I remember in the eighties’ song, Tone Loc queued up for a Funky Cold Medina cocktail in a bar to be seductive. A decade later, in the university dance club, I went crazy for the aromatic and sweet Medina wine to beef up the night. It was my beginning with this despised variety and with wines, too. Had it not been for Medina, I am certain that I would not have gained such a keen interest in wines. Being bored by the university drinking bouts, I unexpectedly started to taste the wine instead of drinking it. First, I tried to define its muscat-like and oriental tones that were sandwiched between the layers of sugar. Later, the insatiable appetite that I gained through the years shifted focus towards luscious dry whites like the award-winning mass-produced WoodCutter Cserszegi Fűszeres from Hilltop, being the link to the world of fine wines. Many years later, living already in the Bükk, I came across a hobby winemaker who gave me a Cserszegi Fűszeres wine equipped with a distinctively strong acidic spine carrying conspicuous elderberry flower aromas with hints of muscat tones, lime zest and gooseberry in the finish. These gave me an appreciable impetus to make wines from Medina as a hobbyist and pay close attention to the opportunities of Cserszegi Fűszeres as a connoisseur. 
 

MEDINA AS A GREAT SPICE FOR ROSÉ

Although Medina is said to be a resistant grape variety, I had horticultural difficulties. No doubt, it is more resistant to oidium or peronospore than its mother grape (Menoire) but it is not resistant to insects as the hornets started to harvest it even at veraison. The oozing spicy muscat tones of the open berries attract smaller insects that are easy prey for the huge hornets. At the beginning of August, my first small vineyard looked like a battlefield full of dead insects and rotten grape berries. Getting through the initial viticultural hurdles it took several years to find the right style. At the beginning, my Medina rosé wines lacked acidity, substance, and style as I realised that Queen Medina needs a king to express beauty and her indispensable nature. Therefore, I started to rent an allotment full of Kékfrankos grapes.

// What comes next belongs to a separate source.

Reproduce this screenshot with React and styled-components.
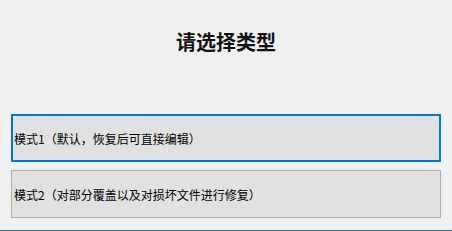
import React from 'react'
import styled, { createGlobalStyle } from 'styled-components'

const MODES = [
  { id: 1, label: '模式1（默认，恢复后可直接编辑）' },
  { id: 2, label: '模式2（对部分覆盖以及对损坏文件进行修复）' },
]

const GlobalStyle = createGlobalStyle`
  html, body {
    margin: 0;
    padding: 0;
    background: #f0f0f0;
  }
`

export default function App() {
  const [selected] = React.useState(1)

  return (
    <>
      <GlobalStyle />
      <Wrapper>
        <Title>请选择类型</Title>
        <ModeList>
          {MODES.map((mode) => (
            <ModeButton key={mode.id} $focused={mode.id === selected}>
              {mode.label}
            </ModeButton>
          ))}
        </ModeList>
        <BottomLine />
      </Wrapper>
    </>
  )
}

const Wrapper = styled.div`
  display: flex;
  flex-direction: column;
  height: 231px;
  padding-top: 32px;
  box-sizing: border-box;
  background: #f0f0f0;
  overflow: hidden;
`

const Title = styled.h1`
  margin: 0;
  font-family: "Noto Sans CJK SC", serif;
  font-size: 20px;
  line-height: 20px;
  font-weight: 700;
  color: #111;
  text-align: center;
`

const ModeList = styled.div`
  display: flex;
  flex-direction: column;
  gap: 8px;
  margin-top: 62px;
  padding: 0 11px;
`

const ModeButton = styled.button`
  display: flex;
  align-items: center;
  height: 48px;
  width: 100%;
  box-sizing: border-box;
  margin: 0;
  padding: 0 0 0 ${(p) => (p.$focused ? 1 : 2)}px;
  background: #e1e1e1;
  border: ${(p) => (p.$focused ? '2px solid #0078d7' : '1px solid #adadad')};
  border-radius: 0;
  font-family: "Noto Sans CJK SC", sans-serif;
  font-size: 12px;
  color: #000;
  text-align: left;
  outline: none;
  cursor: pointer;
`

const BottomLine = styled.div`
  margin-top: 12px;
  height: 1px;
  background: #0078d7;
`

I have never believed that the Bükk region in Northern Hungary can provide powerful reds, therefore I focused solely on rosés. In this region, fermenting spontaneously, Kékfrankos gives an overspiced, racy and simple rosé wine that is best if it is mixed with sparkling water called “Fröccs” in Hungarian. If you add cultured yeasts, you end up with the same chewing gum aromas just like most rosés taste on supermarket shelves. Judging by her pros and cons Medina seemed to be the perfect companion to make my desired Tavel-style rosé. Kékfrankos provides body, strong structure, harsh spices, and acidity, where Medina smoothens the blend with its watery nature, low acidity, in addition to adding extra fine spices and floral tones. It acts like Cinsault or Picpoul in Southern-Rhone rosés. It perfectly worked in the vintages of 2019 and 2020 with approximately 25 % Medina in the blend. Medina’s contribution was extra floral tones and orange peel aromas, however in 2020 it saved the harvest with its flat body after a five-day-raining, which increased the already high acidity of Kékfrankos towards extremities. 
 

CSERSZEGI FŰSZERES

Following my first encounter I paid attention to the variety all over the country with frequent tasting and talks with producers. I concluded that this variety shows the most masculine and versatile face in Bükk, presumably due to its climate and soil since tartaric acid is well preserved and the varietal’s inherent aromatic profile is not simplified to muscatel-like aromas, but it is able to burst with elderflower, gooseberry, and lime aromas, in addition to the popular aromatics. 2016 was a benchmark year for several reasons: sunshine hours, the volume and timing of rains were perfect, which resulted in rich texture and tones. Cserszegi Fűszeres is a delicate variety. Problems arise right after the berry touch as it is susceptible to white rot and botrytis in addition to damages caused by hornets and wasps. It produces great wines if it is taken care: low-yield production, removed lateral shoots and good weed management are necessary to bring powerful berries to the winery. To gain complex wines vinification practices are also important: 12-24 hours of skin contact releases further aromas and gives body, while spontaneous fermentation ensures that the grape can express a more complex palate than muscatel-like tones that are exaggerated by saccharomyces cerevisiae. In particular vintages, with the help of botrytis versatility can be further increased by botrytis cinerea. 
 

CONCLUSION

Spontaneously fermented aromatic wines through white Cserszegi Fűszeres and Medina spiced Kékfrankos and/or Zweigelt rosé cuvee could be a possible breakthrough for the Bükk Region to make the points of difference in the wine world. I am not convinced that the existing varietal portfolio determined by “toll manufacturing” for Eger can hold the key to success. Bearing in mind that, changing the profile of a wine region takes several decades and significant financial resources I only intend to draw the attention of winemakers and wine enthusiasts towards these possibilities in the region, which I am certain will not lead to disappointment.